When you arrive into Denver airport, the words ‘tornado shelter’ greet you before ‘baggage claim’ so you know you are entering slightly wilder territory than might be your norm. This is also ‘Mile High City’, its official elevation being one mile above sea level, with the snow peaked Rocky Mountains omnipresent in the backdrop. Consequently, just like the rest of Colorado, it has a big outdoor scene. With a new city bike share scheme known as the Denver B Cycle, you can easily get around the downtown area, with its boutique shops, galleries, museums and farm to food restaurants.

If you want to go further afield, you can do so by paddling or pedaling. Head to Confluence Kayaks near Confluence Park between May and August and book onto one of their guided paddling trips along the South Platte River. Seeing a city from the water is always a great way to get a very different urban perspective. Or hire a bike for a day and join the Coloradan cyclists. There is a bit of an epidemic of cycling here so make sure your lycra is up to date and head out on one of the city’s and cycling trails, such as the Greenway Trail out along the river.

Front Range


The Rocky Mountains will be calling the minute you land in Denver and the Front Range is the closest point of contact. Within two hours of the capital you are entering Rocky Mountain National Park which is by no means a walk in the park – rather, a 660 km 2 expanse of snowy peaks, with roads where moose and deer filled meadows are common place.

Boulder is the ‘hip-happening’ city in the Front Range, a place where if you don’t have Birkenstocks, a bike and an all year round mountain tan you are looked upon as somewhat alien. Fort Collins is in the foothills of the Rockies, and the Poudre River which gathers its power in the peaks flows through the town, so rafting and kayaking are never far from the agenda. This clean water source has been one of the reasons for the surging brewing industry here, led by the New Belgian Brewing Company.

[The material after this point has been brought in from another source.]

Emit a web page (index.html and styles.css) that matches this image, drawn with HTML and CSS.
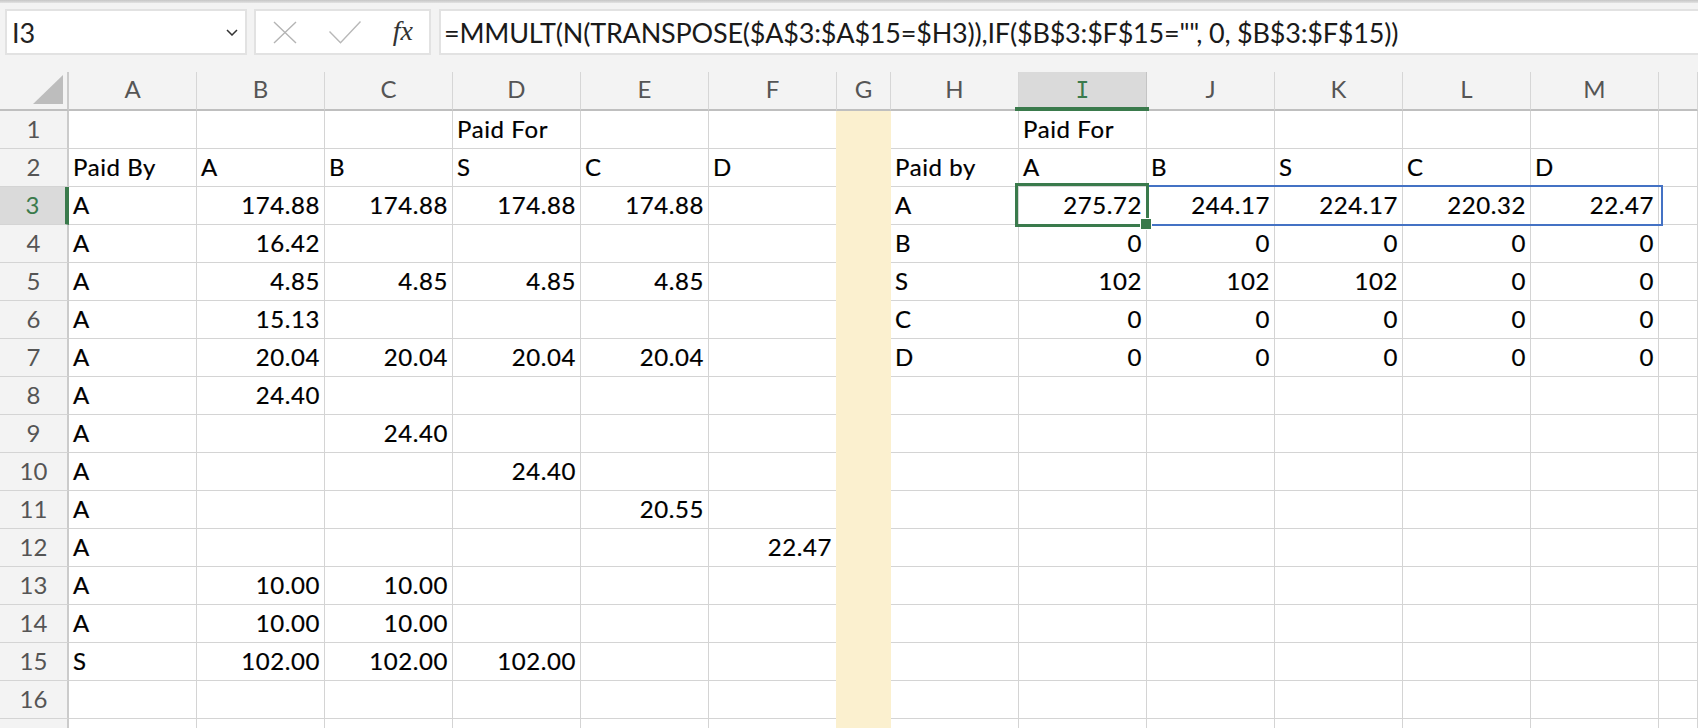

Estes Park takes you even closer to the peaks. You can mellow out canoeing on Lake Estes, or snowshoe around back country trails. Or delve into the deeper countryside, pushing your outdoor skills and taking on the likes of Longs Peak, one of the notorious Fourteen’ers, meaning it is over 14,000 feet high. Estes experts need only apply for this one though. And last but not least is Loveland. With walking and cycling trails to places like Devil’s Backbone and Horsetooth, it all just sounds too much like a country and western song to be real.

Southwest


The southwest is dominated by the San Juan Mountains, the National Forest of the same name and two of the state’s most stunning National Parks: Mesa Verde and Black Canyon of the Gunnison. And, in Colorado, with a magic mix like that, comes endless trails for hiking, biking and paddling. There is also a whole string of towns providing these services. Towns that found themselves on the map because of mining, but which now are burgeoning with young people hitting the slopes by day and enjoying a laid back social life of outdoor festivals and fun by night. Forget malls and junk food. This is one big trail of boutique shops, farm to table restaurants and microbreweries. Such as Durango and Telluride, both now developed into tourism hot spots but still with a small town feel, or Ouray and Silverton which are still clinging to their rural and most wonderful rawness.

Northwest


We’re talking super elevation here, with mountain landscapes that kick you in the teeth a little. These snow covered slopes are like a gravitational force, pulling us towards them as an escape route from the rest of the world we have trampled over, yet always an ominous reminder that they are a force not to be reckoned with. The northwest of Colorado offers these two extremes. The Continental Divide cuts through it, however, leaving us with the most deliciously contrasting landscapes and, consequently, habitats. Almost as if it has been cut by a knife there are arid, red rocky peaks on one side, and forests, meadows and mountain moraines on the other. So, this is the land of skiing, of course, with Vail, Aspen, Snowmass, Winter Park and Breckenridge all top spots for posing on the pistes. Grand Junction is the biggest city here, the toast of the region in fact, bursting to life with vineyard after vineyard and overflowing orchards in summer.

South Central


If the north of Colorado is ‘the number one single’, then this south central region is the ‘Best of’ album. It would be hard to know which image to use on the front cover though, as the landscapes change so dramatically. One minute you are driving through a scary mountain pass and the next you are descending into a dusty prairie that feels like it goes on forever. So, in the morning you are in South Fork rafting or fishing in the white waters of the Rio Grande River which flows through this region like one big astronomical artery, and in the afternoon you are trekking across a gigantic ranch near the sage brush wilderness of Alamosa.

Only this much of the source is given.